EIOH Study Shows Major Decline in Prescription Pain Killers Following NY Mandate
Over the past several years, the U.S. has taken major steps to address the addiction, overdose and significantly increasing number of unintended deaths resulting from prescription opioid drugs, such as Vicodin or Percocet.
One such step was setting up a Prescription Drug Monitoring Program (PDMP), where providers can check a database to see if a particular patient had been prescribed these controlled substances by other providers in recent days or weeks. Met with resistance on the part of providers (no resources to spare, more steps in an already busy day), there wasn’t much change. But when many states made the monitoring mandatory, change began to occur in the medical community.
Since urgent dental clinics are a common place for prescribing pain medication, UR Medicine’s Eastman Institute for Oral Health wanted to take a scientific approach to see if the mandatory program has been effective in the dental community, as well.
“Opioid drugs are addictive, and those who are addicted tend to shop around,” explained Dr. Yan-Fang Ren, clinical chief of Eastman’s urgent dental clinic. “We often see patients who tell us they have a terrible toothache, and need pain medication. Tooth pain is very subjective, and can be tricky to assess the validity of a patient’s pain, especially when they clearly have oral health issues.”

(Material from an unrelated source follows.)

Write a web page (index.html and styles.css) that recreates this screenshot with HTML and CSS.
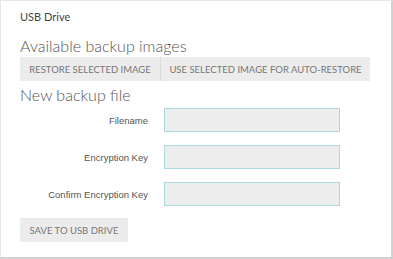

Similar to the people who don’t have medical insurance or a primary care physician who go to a hospital emergency room for minor health issues, so do people without dental insurance or a dentist and will show up at Eastman’s urgent dental care walk-in clinic.
“We see patients all the time who haven’t been to a dentist in years,” said Dr. Ren. “As a result, they can have a wide range of untreated oral health issues, which can cause minimal or extreme pain. If they decline treatment, we do what we can to address the issue at hand and get them out of pain.”

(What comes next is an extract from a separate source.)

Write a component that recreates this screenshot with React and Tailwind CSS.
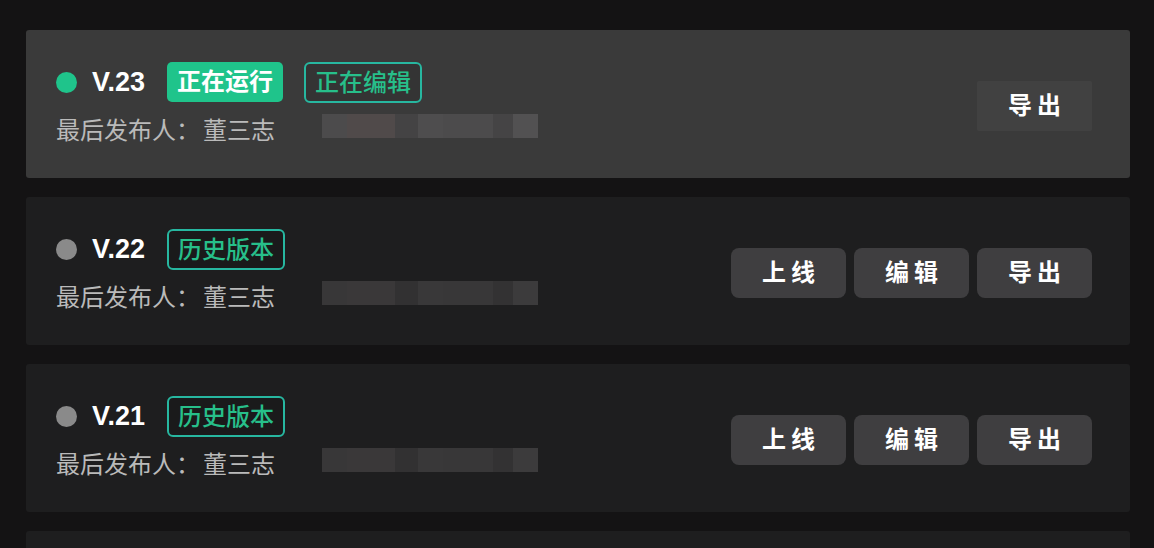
const versions = [
  { id: 'V.23', active: true, tags: ['running', 'editing'] },
  { id: 'V.22', active: false, tags: ['history'] },
  { id: 'V.21', active: false, tags: ['history'] },
];

// redacted mosaic blocks after the publisher name
const mosaicLight = ['#4c4b4c', '#504a4a', '#444344', '#4e4d4e', '#4c4b4c', '#454445', '#525152'];
const mosaicDark = ['#383738', '#3a3839', '#323132', '#393839', '#383738', '#333233', '#3c3b3c'];
const mosaicWidths = ['w-[25px]', 'w-[48px]', 'w-[23px]', 'w-[25px]', 'w-[50px]', 'w-[20px]', 'w-[25px]'];

function Mosaic({ active }) {
  const colors = active ? mosaicLight : mosaicDark;
  return (
    <div className="ml-[47px] mb-[10px] flex h-[24px]">
      {colors.map((c, i) => (
        <div key={i} className={`h-full ${mosaicWidths[i]}`} style={{ backgroundColor: c }} />
      ))}
    </div>
  );
}

function Tag({ type }) {
  if (type === 'running') {
    return (
      <span className="flex h-[40px] items-center rounded-[5px] bg-[#1fc48b] px-[10px] text-[24px] font-bold text-white">
        正在运行
      </span>
    );
  }
  const label = type === 'editing' ? '正在编辑' : '历史版本';
  return (
    <span className="flex h-[41px] items-center rounded-[6px] border-2 border-[#27b7a0] bg-black/10 px-[9px] text-[24px] font-medium text-[#27bf8a]">
      {label}
    </span>
  );
}

function ActionButton({ label, flat }) {
  return (
    <button
      className={`flex h-[50px] w-[115px] items-center justify-center text-[24px] font-bold tracking-[0.2em] text-white ${
        flat ? 'rounded-[2px] bg-[#414141]' : 'rounded-[8px] bg-[#3f3e40]'
      }`}
    >
      <span className="pl-[0.2em]">{label}</span>
    </button>
  );
}

function VersionCard({ version }) {
  const { id, active, tags } = version;
  return (
    <div
      className={`flex h-[148px] shrink-0 items-center justify-between rounded-[3px] pl-[30px] pr-[38px] ${
        active ? 'bg-[#3a3a3a]' : 'bg-[#1e1e1f]'
      }`}
    >
      <div className="flex flex-col">
        <div className="flex h-[40px] items-center">
          <span className={`h-[21px] w-[21px] rounded-full ${active ? 'bg-[#1fc48b]' : 'bg-[#8a8a8a]'}`} />
          <span className="ml-[15px] text-[27px] font-bold text-white">{id}</span>
          <div className="ml-[22px] flex gap-[21px]">
            {tags.map((t) => (
              <Tag key={t} type={t} />
            ))}
          </div>
        </div>
        <div className="mt-[13px] flex h-[30px] items-center text-[24px] text-[#bababa]">
          <span>最后发布人：</span>
          <span className="ml-[3px]">董三志</span>
          <Mosaic active={active} />
        </div>
      </div>
      <div className="mt-[4px] flex gap-[8px]">
        {active ? (
          <ActionButton label="导出" flat />
        ) : (
          <>
            <ActionButton label="上线" />
            <ActionButton label="编辑" />
            <ActionButton label="导出" />
          </>
        )}
      </div>
    </div>
  );
}

export default function App() {
  return (
    <div
      className="flex h-[548px] w-[1154px] flex-col gap-[19px] overflow-hidden bg-[#141314] pl-[26px] pr-[24px] pt-[30px]"
      style={{ fontFamily: '"Liberation Sans", "Noto Sans CJK SC", sans-serif' }}
    >
      {versions.map((v) => (
        <VersionCard key={v.id} version={v} />
      ))}
      <div className="h-[148px] shrink-0 rounded-[3px] bg-[#1e1e1f]" />
    </div>
  );
}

Dr. Ren conducted a nine-month study to see the impact of New York’s mandate to check the prescription drug history of any patient before prescribing a controlled substance. He reviewed patient records for three months before the mandate began, and then two consecutive three-month periods after the mandate was implanted.

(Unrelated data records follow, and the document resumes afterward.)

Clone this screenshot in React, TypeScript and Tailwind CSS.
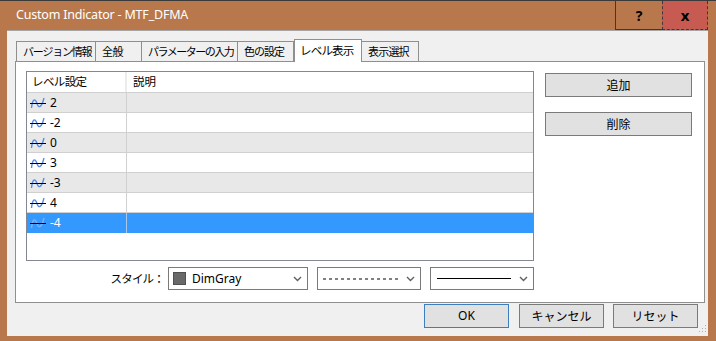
import React from "react";

const jp = { fontFamily: '"Noto Sans CJK JP", "Noto Sans", sans-serif' };
const lat = { fontFamily: '"Noto Sans", "Noto Sans CJK JP", sans-serif' };

function WaveIcon({ sel }: { sel?: boolean }) {
  return (
    <svg width="16" height="12" viewBox="0 0 16 12" className="shrink-0">
      <path
        d="M1.5 11 C2.5 2 5 0.5 7 6.5 C8.5 11.5 11.5 11 14 1"
        fill="none"
        stroke={sel ? "#7fb0f0" : "#5b8ee0"}
        strokeWidth="1.4"
      />
      <line x1="0" y1="6.5" x2="16" y2="6.5" stroke="#000" strokeWidth="1" />
    </svg>
  );
}

function Chevron() {
  return (
    <svg width="9" height="6" viewBox="0 0 9 6" className="shrink-0">
      <path d="M1 1 L4.5 4.5 L8 1" fill="none" stroke="#606060" strokeWidth="1.4" />
    </svg>
  );
}

const tabs = [
  { label: "バージョン情報", w: "w-[80px]", t: "tracking-[-1.2px] pl-[6px]" },
  { label: "全般", w: "w-[47px]", t: "tracking-[-0.5px] pl-[6px]" },
  { label: "パラメーターの入力", w: "w-[97px]", t: "tracking-[-1.5px] pl-[6px]" },
  { label: "色の設定", w: "w-[57px]", t: "tracking-[-1px] pl-[6px]" },
  { label: "レベル表示", w: "w-[68px]", t: "", active: true },
  { label: "表示選択", w: "w-[58px]", t: "tracking-[-0.8px] pl-[6px]" },
];

const rows = ["2", "-2", "0", "3", "-3", "4", "-4"];

function Btn({ children, w, blue }: { children: React.ReactNode; w: string; blue?: boolean }) {
  return (
    <div
      className={`${w} h-[24px] bg-[#e1e1e1] border ${blue ? "border-[#3d7ebf]" : "border-[#7a7a7a]"} flex items-center justify-center text-[12px] text-black`}
      style={jp}
    >
      {children}
    </div>
  );
}

export default function App() {
  return (
    <div className="w-[716px] h-[341px] bg-[#b9784b] border-t border-[#3a3a3a] flex flex-col overflow-hidden">
      {/* title bar */}
      <div className="h-[29px] flex items-stretch shrink-0">
        <div className="pl-[16px] flex items-center text-white text-[12.5px] tracking-[-0.2px]" style={lat}>
          Custom Indicator - MTF_DFMA
        </div>
        <div className="ml-auto flex items-stretch mr-[8px]">
          <div className="w-[47px] border-l border-b border-[#3a3a3a] flex items-center justify-center text-[14px] font-bold text-black" style={lat}>
            ?
          </div>
          <div className="w-[46px] bg-[#c75b52] border border-t-0 border-dashed border-[#3a3a3a] flex items-center justify-center text-[15px] font-bold text-black" style={lat}>
            x
          </div>
        </div>
      </div>

      {/* client */}
      <div className="ml-[7px] w-[701px] h-[306px] bg-[#f0f0f0] border-t border-[#a5a5a5] relative shrink-0">
        {/* tabs */}
        <div className="mt-[8px] pl-[9px] h-[22px] flex items-end">
          {tabs.map((t) =>
            t.active ? (
              <div
                key={t.label}
                className={`${t.w} h-[23px] -mb-px relative z-10 bg-white border border-b-0 border-[#8f8f8f] flex items-center pl-[5px] text-[11.5px] text-black tracking-[-0.8px] whitespace-nowrap`}
                style={jp}
              >
                {t.label}
              </div>
            ) : (
              <div
                key={t.label}
                className={`${t.w} ${t.t} h-[20px] bg-[#f0f0f0] border border-b-0 border-[#8f8f8f] -ml-px first:ml-0 flex items-center text-[11px] text-black whitespace-nowrap`}
                style={jp}
              >
                {t.label}
              </div>
            )
          )}
        </div>

        {/* panel */}
        <div className="ml-[8px] w-[690px] h-[242px] bg-white border border-[#8f8f8f] flex flex-col">
          <div className="flex mt-[9px] ml-[10px]">
            {/* list */}
            <div className="w-[508px] h-[190px] border border-[#828790] bg-white flex flex-col">
              <div className="h-[21px] flex border-b border-[#d0d0d0] text-[11.5px] text-black" style={jp}>
                <div className="w-[100px] border-r-2 border-[#ececec] flex items-center pl-[5px] tracking-[-0.6px]">レベル設定</div>
                <div className="flex-1 flex items-center pl-[6px]">説明</div>
              </div>
              {rows.map((r, i) => {
                const sel = i === rows.length - 1;
                const bg = sel ? "bg-[#3399ff]" : i % 2 === 0 ? "bg-[#e8e8e8]" : "bg-white";
                return (
                  <div key={r + i} className={`h-[20px] flex ${bg} ${sel ? "" : "border-b border-[#d0d0d0]"}`}>
                    <div className={`w-[100px] border-r ${sel ? "border-[#a8c8ea]" : "border-[#d0d0d0]"} flex items-center pl-[3px] gap-[4px]`}>
                      <WaveIcon sel={sel} />
                      <span className={`text-[12px] ${sel ? "text-white" : "text-black"}`} style={lat}>
                        {r}
                      </span>
                    </div>
                    <div className="flex-1" />
                  </div>
                );
              })}
            </div>
            {/* side buttons */}
            <div className="ml-[11px] mt-[2px] flex flex-col gap-[15px]">
              <Btn w="w-[147px]">追加</Btn>
              <Btn w="w-[147px]">削除</Btn>
            </div>
          </div>

          {/* style row */}
          <div className="flex items-center mt-[6px] h-[23px]">
            <div className="w-[149px] text-right text-[11.5px] text-black tracking-[-0.8px] pr-[1px]" style={jp}>
              スタイル：
            </div>
            <div className="ml-[3px] w-[140px] h-[23px] border border-[#7a7a7a] bg-white flex items-center pl-[4px] pr-[5px]">
              <div className="w-[13px] h-[13px] bg-[#696969] border border-[#505050]" />
              <span className="ml-[6px] text-[12px] text-black" style={lat}>DimGray</span>
              <div className="ml-auto"><Chevron /></div>
            </div>
            <div className="ml-[9px] w-[104px] h-[23px] border border-[#7a7a7a] bg-white flex items-center pl-[5px] pr-[5px]">
              <svg width="76" height="2" className="shrink-0">
                <line x1="0" y1="1" x2="76" y2="1" stroke="#000" strokeWidth="1" strokeDasharray="3 3" />
              </svg>
              <div className="ml-auto"><Chevron /></div>
            </div>
            <div className="ml-[9px] w-[104px] h-[23px] border border-[#7a7a7a] bg-white flex items-center pl-[6px] pr-[5px]">
              <div className="w-[74px] border-t border-black" />
              <div className="ml-auto"><Chevron /></div>
            </div>
          </div>
        </div>

        {/* bottom buttons */}
        <div className="flex justify-end pr-[10px] mt-[1px]">
          <Btn w="w-[85px]" blue>
            <span style={lat}>OK</span>
          </Btn>
          <div className="ml-[10px]"><Btn w="w-[85px]">キャンセル</Btn></div>
          <div className="ml-[9px]"><Btn w="w-[85px]">リセット</Btn></div>
        </div>

        {/* resize grip */}
        <svg width="8" height="8" className="absolute right-[1px] bottom-[3px]">
          <rect x="6" y="0" width="1" height="1" fill="#b0b0b0" />
          <rect x="3" y="3" width="1" height="1" fill="#b0b0b0" />
          <rect x="6" y="3" width="1" height="1" fill="#b0b0b0" />
          <rect x="0" y="6" width="1" height="1" fill="#b0b0b0" />
          <rect x="3" y="6" width="1" height="1" fill="#b0b0b0" />
          <rect x="6" y="6" width="1" height="1" fill="#b0b0b0" />
        </svg>
      </div>
    </div>
  );
}
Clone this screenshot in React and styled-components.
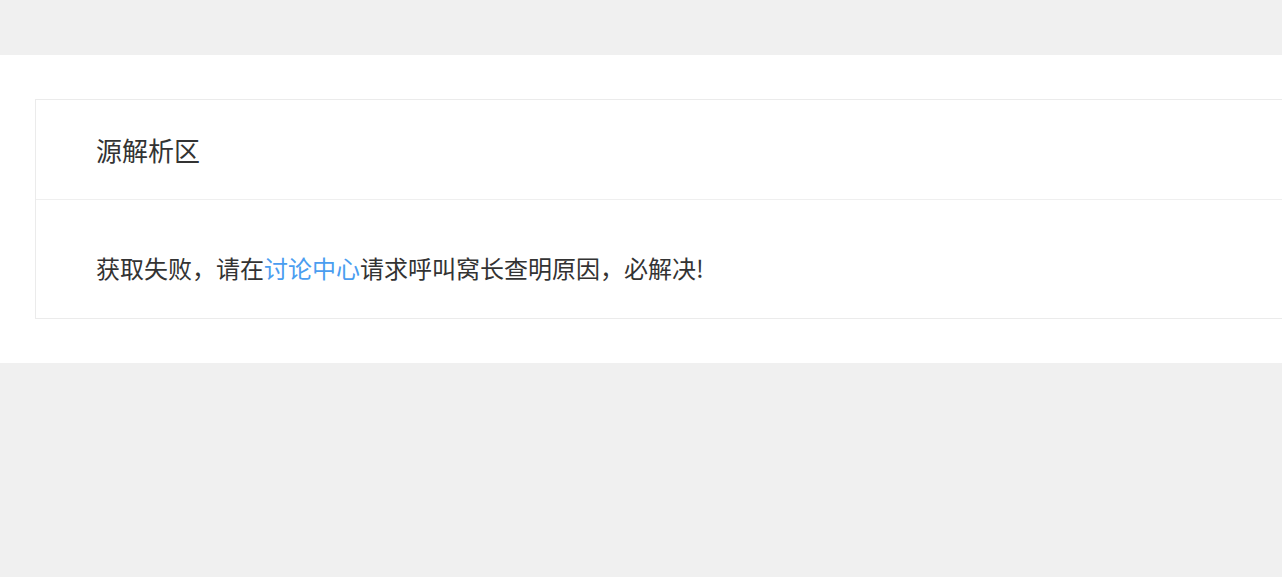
import React from "react";
import styled, { createGlobalStyle } from "styled-components";

const GlobalStyle = createGlobalStyle`
  html, body {
    margin: 0;
    padding: 0;
    background: #f0f0f0;
    font-family: "Noto Sans CJK SC", "Noto Sans", sans-serif;
    color: #333;
    overflow-x: hidden;
  }
`;

const Page = styled.div`
  padding-top: 55px;
  min-height: 577px;
  box-sizing: border-box;
`;

const Section = styled.section`
  background: #fff;
  padding: 44px 0 44px 35px;
  overflow: hidden;
`;

const Card = styled.div`
  border: 1px solid #ebebeb;
  margin-right: -20px;
  background: #fff;
`;

const CardHeader = styled.div`
  height: 100px;
  display: flex;
  align-items: center;
  padding: 0 60px;
  border-bottom: 1px solid #efefef;
  font-size: 26px;
  box-sizing: border-box;
`;

const CardBody = styled.div`
  padding: 50px 60px 32px;
  font-size: 24px;
  line-height: 36px;
`;

const TextLink = styled.a`
  color: #4a9df0;
  text-decoration: none;
  cursor: pointer;
`;

export default function App() {
  return (
    <>
      <GlobalStyle />
      <Page>
        <Section>
          <Card>
            <CardHeader>源解析区</CardHeader>
            <CardBody>
              获取失败，请在<TextLink>讨论中心</TextLink>请求呼叫窝长查明原因，必解决!
            </CardBody>
          </Card>
        </Section>
      </Page>
    </>
  );
}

“After comparing and analyzing the number of visits, treatment types and drug prescriptions,” Dr. Ren explained, “the number of opioid prescriptions decreased by 78 percent, while the number of non-opioid analgesics, such as ibuprofen, increased.”
The study, which was published recently in PLOS One, clearly shows that the mandatory PDMP significantly affected the prescription pattern for pain medications by dentists in an urgent care dental clinic and represents one of the first evidence-based studies on the subject. However, Dr. Ren emphasizes that more studies need to be done to understand the impact of PDMP on other practices.
“I’m very glad New York and other states have mandated the monitoring program,” Dr. Ren added. “With prescription drug overdose deaths ahead of heroin and cocaine, this should have a major impact.”